We have found something here, this trader trades each nft between wallets within a ~4 hour window??

#### What was the time between each transaction?

In [None]:
import math
def time_finder(cycle):
    prev_time = cycle[0]['time']
    times = []
    for sale in cycle:
        time_secs = sale['time']-prev_time
        time_hours = time_secs/60/60
        prev_time = sale['time']
        time_hours = round(time_hours, 1)
        times.append(time_hours)
    return times

time_found = []
for trade in largest:
    time_found.extend(time_finder(trade['row'][4]['cycle']['sales']))
time_found = Counter(time_found)
print("total times : %i" % sum(time_found.values()))
between_39_41 = time_found[3.4]+time_found[3.5]+time_found[3.6] +time_found[3.7] +time_found[3.8] +time_found[3.9] +time_found[4.0] +time_found[4.1] +time_found[4.2]+time_found[4.3]+time_found[4.4]+time_found[4.5]+time_found[4.6]
print("times between 3.4 and 4.6 : %i - %.2fp" % (between_39_41, between_39_41/sum(time_found.values())*100))
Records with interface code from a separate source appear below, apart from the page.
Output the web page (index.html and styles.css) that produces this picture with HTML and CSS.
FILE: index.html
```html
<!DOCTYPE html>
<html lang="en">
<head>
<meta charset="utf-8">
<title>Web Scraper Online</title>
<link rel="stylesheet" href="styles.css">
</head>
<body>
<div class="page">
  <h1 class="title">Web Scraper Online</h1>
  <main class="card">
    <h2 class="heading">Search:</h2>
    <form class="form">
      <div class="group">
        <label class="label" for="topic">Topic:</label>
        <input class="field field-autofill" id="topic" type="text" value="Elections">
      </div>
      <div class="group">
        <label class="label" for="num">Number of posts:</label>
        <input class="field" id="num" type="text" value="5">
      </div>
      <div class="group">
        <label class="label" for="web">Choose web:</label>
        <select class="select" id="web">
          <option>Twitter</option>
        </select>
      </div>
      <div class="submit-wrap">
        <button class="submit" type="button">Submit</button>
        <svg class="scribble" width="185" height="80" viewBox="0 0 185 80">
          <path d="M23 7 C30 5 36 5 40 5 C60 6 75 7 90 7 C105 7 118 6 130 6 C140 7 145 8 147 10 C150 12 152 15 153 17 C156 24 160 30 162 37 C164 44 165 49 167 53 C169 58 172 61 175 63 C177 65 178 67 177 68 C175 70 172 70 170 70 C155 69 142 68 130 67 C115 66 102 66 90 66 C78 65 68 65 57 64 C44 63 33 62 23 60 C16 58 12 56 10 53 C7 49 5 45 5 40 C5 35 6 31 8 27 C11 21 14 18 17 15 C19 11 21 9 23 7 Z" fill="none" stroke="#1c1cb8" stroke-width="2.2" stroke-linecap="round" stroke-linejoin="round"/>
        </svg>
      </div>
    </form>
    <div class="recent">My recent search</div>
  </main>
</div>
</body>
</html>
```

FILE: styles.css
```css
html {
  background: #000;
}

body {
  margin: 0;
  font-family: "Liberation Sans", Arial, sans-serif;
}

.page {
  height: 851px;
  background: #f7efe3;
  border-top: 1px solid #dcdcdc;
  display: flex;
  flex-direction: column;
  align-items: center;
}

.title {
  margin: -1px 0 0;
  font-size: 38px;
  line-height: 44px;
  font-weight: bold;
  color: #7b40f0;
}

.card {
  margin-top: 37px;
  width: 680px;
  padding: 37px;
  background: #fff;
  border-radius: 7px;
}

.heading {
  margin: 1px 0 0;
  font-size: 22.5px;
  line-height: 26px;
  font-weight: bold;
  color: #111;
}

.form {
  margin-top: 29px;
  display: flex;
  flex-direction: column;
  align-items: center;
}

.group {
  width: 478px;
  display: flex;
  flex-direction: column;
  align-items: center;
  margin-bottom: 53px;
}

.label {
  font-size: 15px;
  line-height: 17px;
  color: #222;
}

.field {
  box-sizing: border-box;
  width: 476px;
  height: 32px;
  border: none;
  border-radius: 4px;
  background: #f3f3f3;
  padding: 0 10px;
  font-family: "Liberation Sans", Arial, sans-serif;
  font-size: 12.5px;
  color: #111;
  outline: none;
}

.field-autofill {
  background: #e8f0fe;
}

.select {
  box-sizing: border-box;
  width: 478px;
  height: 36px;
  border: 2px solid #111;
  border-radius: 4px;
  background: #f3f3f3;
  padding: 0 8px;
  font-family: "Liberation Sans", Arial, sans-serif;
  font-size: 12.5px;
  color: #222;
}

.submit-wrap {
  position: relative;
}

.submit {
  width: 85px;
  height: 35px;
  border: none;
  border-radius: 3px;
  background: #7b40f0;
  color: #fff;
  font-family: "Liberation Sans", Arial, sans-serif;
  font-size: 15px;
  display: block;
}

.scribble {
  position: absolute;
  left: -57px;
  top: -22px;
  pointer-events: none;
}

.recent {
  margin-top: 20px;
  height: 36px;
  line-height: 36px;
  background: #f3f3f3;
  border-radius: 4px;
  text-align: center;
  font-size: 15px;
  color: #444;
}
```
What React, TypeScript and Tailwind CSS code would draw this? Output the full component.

#### Who did they trade with?

In [None]:
wallet_interactions = []
for trade in largest:
    for sale in trade['row'][4]['cycle']['sales']:
        wallet_interactions.append(sale['buyer'])
wallet_interactions = Counter(wallet_interactions)
sorted(wallet_interactions.items(), key=lambda x: x[1], reverse=True), len(wallet_interactions)

Interestingly they only traded their NFTs with 20 other wallets. 

All of these traders also participated in many cycles. 

#### What were the patterns of the fellow traders cycles?

In [None]:
import random

fellow_traders
print(len(fellow_traders))

others_sibs = {}
for sibling in fellow_traders:
    others_sibs[sibling] = []
    for trade in data:
        if '_Rari' in trade['row'][0] or trade['row'][3] <= 2:
            continue
        if trade['row'][4]['buyer'] == sibling:
            others_sibs[sibling].append(trade)
    print(sibling)
    rand = random.choice(range(0,len(others_sibs[sibling])))
    pretty_cycle(others_sibs[sibling][rand]['row'][4]['cycle']['sales'])
    print()

All of these traders also follow the same, or a similar pattern.

Trading with each other, waiting ~4 hours before trading again.